The first step is to begin with a rectangular block of wood that measures roughly 8 inches by 2.5 inches.
The wood used should be a quality wood that will maintain its shape and not deform or warp over time. The piece of wood is then honed down and shaped to form a cylinder.
One end of the cylinder is then carved to form a handle. The cylinder is then cut into two pieces. From the opposite end of the handled part of the cylinder a design is carved following a design on paper. This part is tricky as the design is a mirror image of what you see on paper. So if there is lettering in the design it will be carved in backwards, or as a mirror image of the design. The design is carved using different wood carving tools.
A round corzetti cutting tool is then carved out of the second piece of the cylinder. It’s important to use the second piece from the same cylinder for the corzetti cutting tool so it perfectly matches the diameter of the corzetti stamp piece.
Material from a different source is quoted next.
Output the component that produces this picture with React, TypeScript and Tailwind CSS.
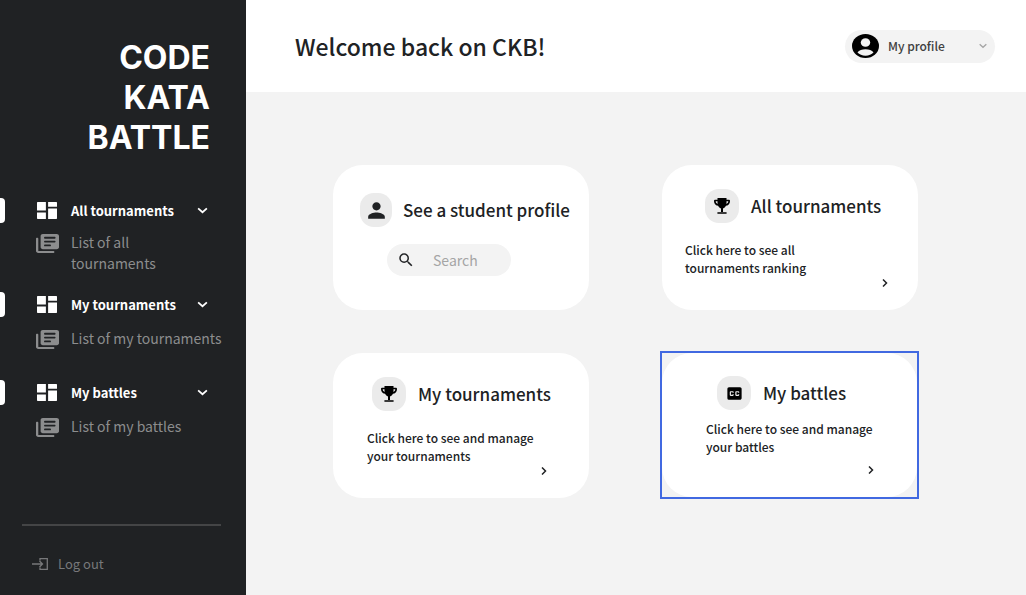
import type { ReactNode } from "react";
import { MdClosedCaption, MdPerson, MdSearch } from "react-icons/md";

function DashboardIcon() {
  return (
    <svg viewBox="3 3 18 18" preserveAspectRatio="none" className="h-[17px] w-5 shrink-0 fill-white" aria-hidden="true">
      <path d="M3.5 3H11v9H3V3.5zM3 14h8v7H3.6L3 20.4zM13 21h7.5l.5-.5V10h-8zM13 3v5h8V3.5l-.5-.5z" />
    </svg>
  );
}

function LibraryIcon() {
  return (
    <svg viewBox="2 2 20 20" preserveAspectRatio="none" className="mt-[2px] h-[19px] w-[23px] shrink-0 fill-[#8c8d8e]" aria-hidden="true">
      <path d="M3 6c-.6 0-1 .4-1 1v13c0 1.1.9 2 2 2h13c.6 0 1-.4 1-1s-.4-1-1-1H4V7c0-.6-.4-1-1-1zm17-4H8c-1.1 0-2 .9-2 2v12c0 1.1.9 2 2 2h12c1.1 0 2-.9 2-2V4c0-1.1-.9-2-2-2zm-2 9h-8c-.6 0-1-.4-1-1s.4-1 1-1h8c.6 0 1 .4 1 1s-.4 1-1 1zm-4 4h-4c-.6 0-1-.4-1-1s.4-1 1-1h4c.6 0 1 .4 1 1s-.4 1-1 1zm4-8h-8c-.6 0-1-.4-1-1s.4-1 1-1h8c.6 0 1 .4 1 1s-.4 1-1 1z" />
    </svg>
  );
}

function AccountIcon() {
  return (
    <svg viewBox="0 0 27 24" className="ml-[2px] h-6 w-[27px]" aria-hidden="true">
      <ellipse cx="13.500" cy="12" rx="13.500" ry="12" fill="#000" />
      <ellipse cx="13.500" cy="8.500" rx="4.700" ry="4.300" fill="#f3f3f3" />
      <path d="M5.500 18.500c1.500-2 4.600-3.200 8-3.200s6.500 1.200 8 3.200c-1.800 2-4.700 3.200-8 3.200s-6.200-1.200-8-3.200z" fill="#f3f3f3" />
    </svg>
  );
}

function TrophyIcon() {
  return (
    <svg viewBox="0 0 16 16" className="size-4" aria-hidden="true">
      <path d="M3.500 0h9v5c0 3-1.500 4.700-3.500 5.400V14h-2v-3.600C5 9.700 3.500 8 3.500 5z" />
      <path d="M4 15h8" fill="none" stroke="currentColor" strokeWidth="1.600" strokeLinecap="round" />
      <path d="M4 2.500H.9C.6 5 2 6.800 4.800 7M12 2.500h3.100C15.400 5 14 6.800 11.200 7" fill="none" stroke="currentColor" strokeWidth="1.700" strokeLinejoin="round" />
    </svg>
  );
}

function ChevronDown({ className }: { className: string }) {
  return (
    <svg viewBox="0 0 12 8" className={className} fill="none" stroke="currentColor" strokeWidth="2" aria-hidden="true">
      <path d="M1 1.500L6 6L11 1.500" />
    </svg>
  );
}

function ChevronRight() {
  return (
    <svg viewBox="0 0 6 8" className="mt-[2px] h-2 w-[6px] self-end" fill="none" stroke="#202224" strokeWidth="1.500" aria-hidden="true">
      <path d="M1 .5L4.500 4L1 7.500" />
    </svg>
  );
}

interface NavSectionProps {
  title: string;
  item: string;
  className: string;
  itemClass: string;
}

function NavSection({ title, item, className, itemClass }: NavSectionProps) {
  return (
    <li className={className}>
      <button type="button" className="flex h-6 w-full items-center text-left text-[13px] font-bold text-white">
        <span className="h-[25px] w-[5px] rounded-r bg-white" />
        <span className="ml-8 flex w-[34px]">
          <DashboardIcon />
        </span>
        <span className="flex-1 pt-[2px] whitespace-nowrap">{title}</span>
        <ChevronDown className="mr-[38px] h-[7px] w-[11px]" />
      </button>
      <a href="#list" className={`ml-9 flex gap-3 text-sm leading-[21px] text-[#8c8d8e] ${itemClass}`}>
        <LibraryIcon />
        <span>{item}</span>
      </a>
    </li>
  );
}

function IconBox({ children, className }: { children: ReactNode; className: string }) {
  return (
    <span className={`flex h-[34px] shrink-0 items-center justify-center rounded-[14px] bg-[#ebebeb] text-black ${className}`}>
      {children}
    </span>
  );
}

interface LinkCardProps {
  title: string;
  text: string;
  icon: ReactNode;
  className: string;
  headClass: string;
  textClass: string;
}

function LinkCard({ title, text, icon, className, headClass, textClass }: LinkCardProps) {
  return (
    <a href="#open" className={`flex flex-col rounded-[30px] bg-white ${className}`}>
      <span className={`flex items-center gap-3 ${headClass}`}>
        <IconBox className="w-[34px]">{icon}</IconBox>
        <h2 className="text-[17px] leading-6 font-medium whitespace-nowrap">{title}</h2>
      </span>
      <span className={`text-xs leading-[18px] font-medium ${textClass}`}>{text}</span>
      <ChevronRight />
    </a>
  );
}

export default function App() {
  return (
    <div className="flex min-h-screen bg-[#f3f3f3] font-['Noto_Sans_CJK_SC',sans-serif] text-[#202224]">
      <aside className="flex w-[246px] shrink-0 flex-col bg-[#202224]">
        <div className="pt-[38px] pr-9 text-right font-['Inter',sans-serif] text-[32px] leading-10 font-bold text-white">
          CODE
          <br />
          KATA
          <br />
          BATTLE
        </div>
        <nav>
          <ul>
            <NavSection title="All tournaments" item="List of all tournaments" className="mt-10" itemClass="mt-[10px] pr-[60px]" />
            <NavSection title="My tournaments" item="List of my tournaments" className="mt-[18px]" itemClass="mt-3 pr-5" />
            <NavSection title="My battles" item="List of my battles" className="mt-[31px]" itemClass="mt-3 pr-5" />
          </ul>
        </nav>
        <div className="mt-auto mr-[25px] ml-[22px] border-t-2 border-[#444546] pt-7 pb-[21px]">
          <a href="#logout" className="ml-[10px] flex h-5 items-center gap-[10px] text-[13px] leading-5 text-[#77787a]">
            <svg viewBox="0 0 16 12" className="h-3 w-4" fill="none" stroke="currentColor" strokeWidth="1.300" aria-hidden="true">
              <path d="M0 6h10.500M7.500 3l3 3l-3 3M8 2.500V.7h7.300v10.600H8V9.500" />
            </svg>
            Log out
          </a>
        </div>
      </aside>

      <div className="flex min-w-0 flex-1 flex-col">
        <header className="flex h-[92px] items-center justify-between bg-white pr-[31px] pl-[49px]">
          <h1 className="text-[23px] leading-8 font-medium">Welcome back on CKB!</h1>
          <button type="button" className="flex h-[33px] w-[150px] items-center rounded-full bg-[#f3f3f3] pr-2 pl-[5px] text-xs font-medium text-[#404040]">
            <AccountIcon />
            <span className="ml-[9px] flex-1 text-left">My profile</span>
            <ChevronDown className="h-[6px] w-2 text-[#a5a5a5]" />
          </button>
        </header>

        <main className="grid grid-cols-2 gap-x-[73px] gap-y-[43px] pt-[73px] pr-[108px] pl-[87px]">
          <section className="flex min-h-[145px] flex-col rounded-[30px] bg-white pt-7">
            <div className="flex items-center gap-[11px] pl-[27px]">
              <IconBox className="w-8">
                <MdPerson className="size-[25px] text-[#202224]" />
              </IconBox>
              <label htmlFor="student" className="text-[17px] leading-6 font-medium whitespace-nowrap">
                See a student profile
              </label>
            </div>
            <div className="mt-[17px] ml-[54px] flex h-8 w-[124px] items-center gap-[18px] rounded-full bg-[#f3f3f3] pl-[10px]">
              <MdSearch className="size-[18px] shrink-0" />
              <input
                id="student"
                type="search"
                placeholder="Search"
                className="w-full min-w-0 bg-transparent pr-3 text-sm outline-none placeholder:text-[#a5a5a5]"
              />
            </div>
          </section>
          <LinkCard
            title="All tournaments"
            text="Click here to see all tournaments ranking"
            icon={<TrophyIcon />}
            className="min-h-[145px] pt-6 pr-[30px]"
            headClass="pl-[43px]"
            textClass="mt-[18px] max-w-[180px] pl-[23px]"
          />
          <LinkCard
            title="My tournaments"
            text="Click here to see and manage your tournaments"
            icon={<TrophyIcon />}
            className="min-h-[145px] pt-6 pr-[42px]"
            headClass="pl-[39px]"
            textClass="mt-[18px] pl-[34px]"
          />
          <div className="mr-px mb-px outline-2 outline-[#4169e1]">
            <LinkCard
              title="My battles"
              text="Click here to see and manage your battles"
              icon={<MdClosedCaption className="size-[19px]" />}
              className="min-h-[144px] pt-[23px] pr-[43px]"
              headClass="pl-[55px]"
              textClass="mt-[10px] mb-2 pl-11"
            />
          </div>
        </main>
      </div>
    </div>
  );
}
If different pieces of wood are used the diameters might not match perfectly.
On the opposite end of the cutting tool another design is carved; it could be the same design as the stamp, or a different one.
Filippo always makes a clay replica of his designs to have an inventory of all his designs, along with the paper design.
Corzetti tools are never varnished. Filippo finishes them with an oil, usually vaseline oil.
How should you care for your corzetti tools?
Store your corzetti stamps in a box or container so that the wooden cutting tool doesn’t get chipped. You should regularly rub the corzetti tools with vaseline oil, and natural bees wax, to keep the wood supple and to avoid cracking. If any pasta gets stuck in the stamp design clean it carefully with a tooth brush, and if necessary, a little oil to moisten any dried flour in the design. Never clean your corzetti tool with water.
How do you make corzetti pasta?
Follow the recipe for making homemade pasta. Make a smooth and elastic sfoglia (sheet of homemade pasta): knead the dough for a good five or more minutes and then roll it out thinly. Cut out as many small disks as possible with the wooden corzetti cutting tool. Then use the stamp to imprint each disk with the giglio fiorentino, or other, design.